**Work instructions**
Pick out each line below containing "React".

+ + +

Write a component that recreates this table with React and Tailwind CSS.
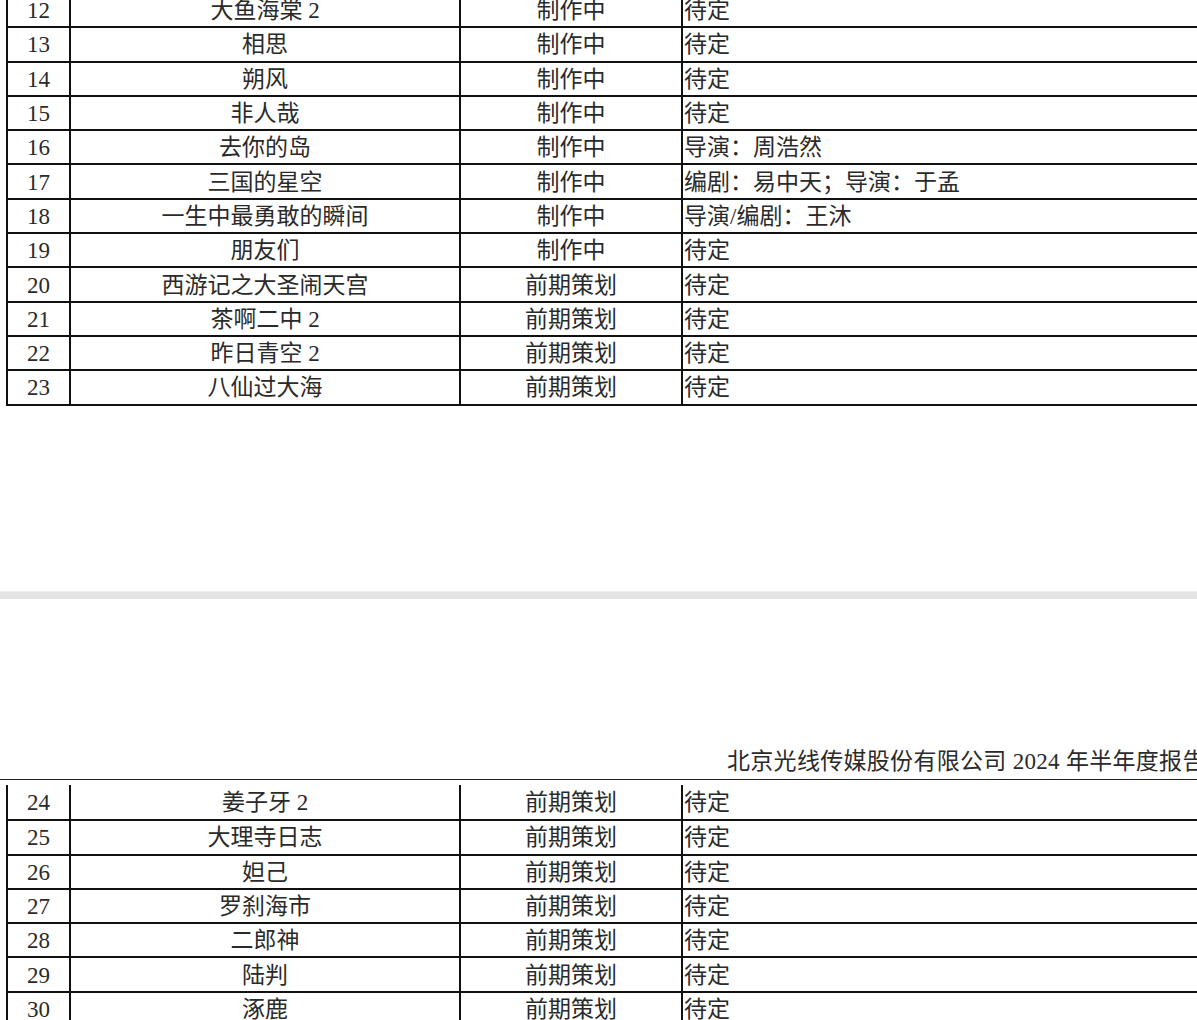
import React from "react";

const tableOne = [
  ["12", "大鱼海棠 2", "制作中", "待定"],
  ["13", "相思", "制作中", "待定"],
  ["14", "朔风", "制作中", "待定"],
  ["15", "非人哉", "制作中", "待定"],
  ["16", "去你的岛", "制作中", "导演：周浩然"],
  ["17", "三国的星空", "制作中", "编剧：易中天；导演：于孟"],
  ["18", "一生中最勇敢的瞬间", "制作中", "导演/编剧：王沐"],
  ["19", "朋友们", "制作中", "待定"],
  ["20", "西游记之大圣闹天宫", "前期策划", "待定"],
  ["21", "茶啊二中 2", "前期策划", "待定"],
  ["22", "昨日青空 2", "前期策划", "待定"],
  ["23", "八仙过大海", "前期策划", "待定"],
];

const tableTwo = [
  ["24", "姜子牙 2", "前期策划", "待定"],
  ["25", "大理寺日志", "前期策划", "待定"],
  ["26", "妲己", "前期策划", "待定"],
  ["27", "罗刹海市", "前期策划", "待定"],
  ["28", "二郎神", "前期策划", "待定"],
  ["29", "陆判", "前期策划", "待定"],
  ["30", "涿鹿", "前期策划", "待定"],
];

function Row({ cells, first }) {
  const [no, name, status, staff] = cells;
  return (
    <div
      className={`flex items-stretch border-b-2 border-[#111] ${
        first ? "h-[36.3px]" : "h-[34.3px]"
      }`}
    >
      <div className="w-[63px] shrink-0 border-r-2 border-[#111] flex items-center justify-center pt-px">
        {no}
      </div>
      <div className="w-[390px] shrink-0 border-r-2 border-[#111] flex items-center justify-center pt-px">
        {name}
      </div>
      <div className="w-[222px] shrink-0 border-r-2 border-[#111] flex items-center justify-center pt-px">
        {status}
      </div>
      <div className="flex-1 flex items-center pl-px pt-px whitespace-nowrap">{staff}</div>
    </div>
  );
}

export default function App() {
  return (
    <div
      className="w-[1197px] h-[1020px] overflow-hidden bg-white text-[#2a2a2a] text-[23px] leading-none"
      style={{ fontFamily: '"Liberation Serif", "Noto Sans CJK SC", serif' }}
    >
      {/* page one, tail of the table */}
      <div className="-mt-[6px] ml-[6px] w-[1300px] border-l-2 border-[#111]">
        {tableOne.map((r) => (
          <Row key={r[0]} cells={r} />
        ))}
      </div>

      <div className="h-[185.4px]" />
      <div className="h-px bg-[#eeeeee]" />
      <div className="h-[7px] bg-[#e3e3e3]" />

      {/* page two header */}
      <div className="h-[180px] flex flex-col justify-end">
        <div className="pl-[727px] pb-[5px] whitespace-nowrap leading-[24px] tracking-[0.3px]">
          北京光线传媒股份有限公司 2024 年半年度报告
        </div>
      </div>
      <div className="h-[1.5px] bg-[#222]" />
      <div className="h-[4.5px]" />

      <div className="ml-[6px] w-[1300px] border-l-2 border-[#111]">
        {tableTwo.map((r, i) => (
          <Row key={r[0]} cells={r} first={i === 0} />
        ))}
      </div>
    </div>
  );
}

+ + +

**Finished task**
Write a component that recreates this table with React and Tailwind CSS.
import React from "react";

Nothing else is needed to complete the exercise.